World's fairs contributed mightily to defining a relationship
between religion and the wider world of human culture. Even at the
base level of popular culture found on the midways of the earliest
international expositions--where Victorian ladies gawked at
displays of non-Western, "primitive" life--the concept of religion
as an independent field of study began to take hold in public
consciousness. The World's Parliament of Religions at the Chicago
exposition of 1893 did as much as any other single event to
introduce the idea that religion could be viewed as simply one
concern among many within the rapidly diversifying modern
lifestyle.
A chronicle of the emergence and development of religion as a
field of intellectual inquiry, Exhibiting Religion: Colonialism and
Spectacle at International Expositions, 1851-1893 is an extensive
survey of world's fairs from the inaugural Great Exhibition in
London to the Chicago Columbian Exposition and World's Parliament
of Religions.

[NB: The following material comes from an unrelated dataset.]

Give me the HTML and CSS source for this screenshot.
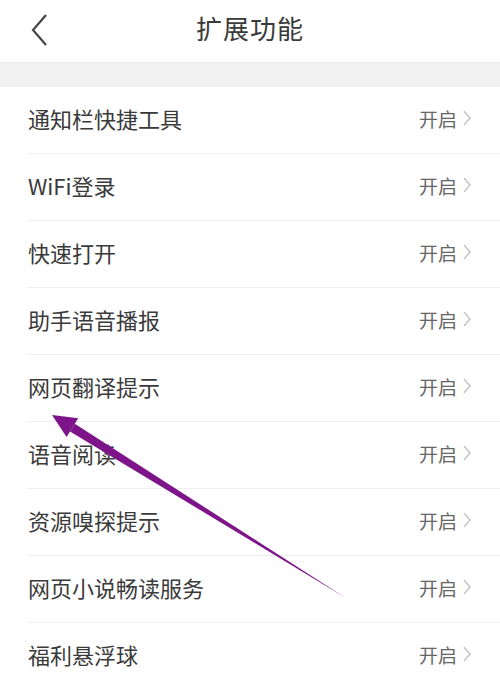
FILE: index.html
```html
<!DOCTYPE html>
<html lang="zh">
<head>
<meta charset="utf-8">
<link rel="stylesheet" href="styles.css">
</head>
<body>
<div class="page">
  <header class="topbar">
    <svg class="back" width="20" height="34" viewBox="0 0 20 34"><polyline points="16,2 3,17 16,32" fill="none" stroke="#444" stroke-width="2.2"/></svg>
    <h1 class="title">扩展功能</h1>
  </header>
  <div class="band"></div>
  <ul class="list">
    <li class="row"><span class="label">通知栏快捷工具</span><span class="state">开启<svg class="chev" width="10" height="16" viewBox="0 0 10 16"><polyline points="2,1 8,8 2,15" fill="none" stroke="#c4c4c4" stroke-width="1.5"/></svg></span></li>
    <li class="row"><span class="label">WiFi登录</span><span class="state">开启<svg class="chev" width="10" height="16" viewBox="0 0 10 16"><polyline points="2,1 8,8 2,15" fill="none" stroke="#c4c4c4" stroke-width="1.5"/></svg></span></li>
    <li class="row"><span class="label">快速打开</span><span class="state">开启<svg class="chev" width="10" height="16" viewBox="0 0 10 16"><polyline points="2,1 8,8 2,15" fill="none" stroke="#c4c4c4" stroke-width="1.5"/></svg></span></li>
    <li class="row"><span class="label">助手语音播报</span><span class="state">开启<svg class="chev" width="10" height="16" viewBox="0 0 10 16"><polyline points="2,1 8,8 2,15" fill="none" stroke="#c4c4c4" stroke-width="1.5"/></svg></span></li>
    <li class="row"><span class="label">网页翻译提示</span><span class="state">开启<svg class="chev" width="10" height="16" viewBox="0 0 10 16"><polyline points="2,1 8,8 2,15" fill="none" stroke="#c4c4c4" stroke-width="1.5"/></svg></span></li>
    <li class="row"><span class="label">语音阅读</span><span class="state">开启<svg class="chev" width="10" height="16" viewBox="0 0 10 16"><polyline points="2,1 8,8 2,15" fill="none" stroke="#c4c4c4" stroke-width="1.5"/></svg></span></li>
    <li class="row"><span class="label">资源嗅探提示</span><span class="state">开启<svg class="chev" width="10" height="16" viewBox="0 0 10 16"><polyline points="2,1 8,8 2,15" fill="none" stroke="#c4c4c4" stroke-width="1.5"/></svg></span></li>
    <li class="row"><span class="label">网页小说畅读服务</span><span class="state">开启<svg class="chev" width="10" height="16" viewBox="0 0 10 16"><polyline points="2,1 8,8 2,15" fill="none" stroke="#c4c4c4" stroke-width="1.5"/></svg></span></li>
    <li class="row"><span class="label">福利悬浮球</span><span class="state">开启<svg class="chev" width="10" height="16" viewBox="0 0 10 16"><polyline points="2,1 8,8 2,15" fill="none" stroke="#c4c4c4" stroke-width="1.5"/></svg></span></li>
  </ul>
  <svg class="annot" width="500" height="686" viewBox="0 0 500 686">
    <polygon points="52,415 78.2,418.3 66.6,436.9" fill="#7d1489"/>
    <polygon points="74.8,423.8 70,431.4 345,597.5" fill="#7d1489"/>
  </svg>
</div>
</body>
</html>
```
FILE: styles.css
```css
html, body {
  margin: 0;
  padding: 0;
  background: #fff;
}
body {
  width: 500px;
  height: 686px;
  overflow: hidden;
  font-family: "Noto Sans CJK SC", "Noto Sans", sans-serif;
}
.page {
  position: relative;
  width: 500px;
  height: 686px;
}
.topbar {
  position: relative;
  height: 62px;
  box-sizing: border-box;
  padding-bottom: 6px;
  display: flex;
  align-items: center;
  justify-content: center;
  background: #fff;
}
.back {
  position: absolute;
  left: 30px;
  top: 13px;
}
.title {
  margin: 0;
  font-size: 26px;
  line-height: 1;
  font-weight: 400;
  color: #3a3a3a;
  letter-spacing: 1px;
}
.band {
  height: 25px;
  background: #f1f1f1;
  border-top: 1px solid #ececec;
  box-sizing: border-box;
}
.list {
  list-style: none;
  margin: 0;
  padding: 0 0 0 27px;
}
.row {
  height: 66px;
  box-sizing: content-box;
  border-bottom: 1px solid #efefef;
  display: flex;
  align-items: center;
  justify-content: space-between;
  padding-right: 28px;
}
.label {
  font-size: 22px;
  line-height: 1;
  color: #3a3a3a;
  padding-left: 1px;
  padding-bottom: 4px;
}
.state {
  display: flex;
  align-items: center;
  gap: 5px;
  font-size: 19px;
  line-height: 1;
  color: #666;
  padding-bottom: 4px;
}
.chev {
  display: block;
}
.annot {
  position: absolute;
  left: 0;
  top: 0;
  pointer-events: none;
}
```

As the first broad gatherings of people from across
the world, these events were pivotal as forums in which the central
elements of a field of religion came into contact with one
another.
John Burris argues that comparative religion was the focal point
for early attempts at comparative culture and that both were
defined more by the intercultural politics and material exchanges
of colonialism than by the spirit of objective intellectual
inquiry. Equally a work of American and British religious history
and a cultural history of the emerging field of religion, this book
offers definitive theoretical insights into the discipline of
religious studies in its early formation.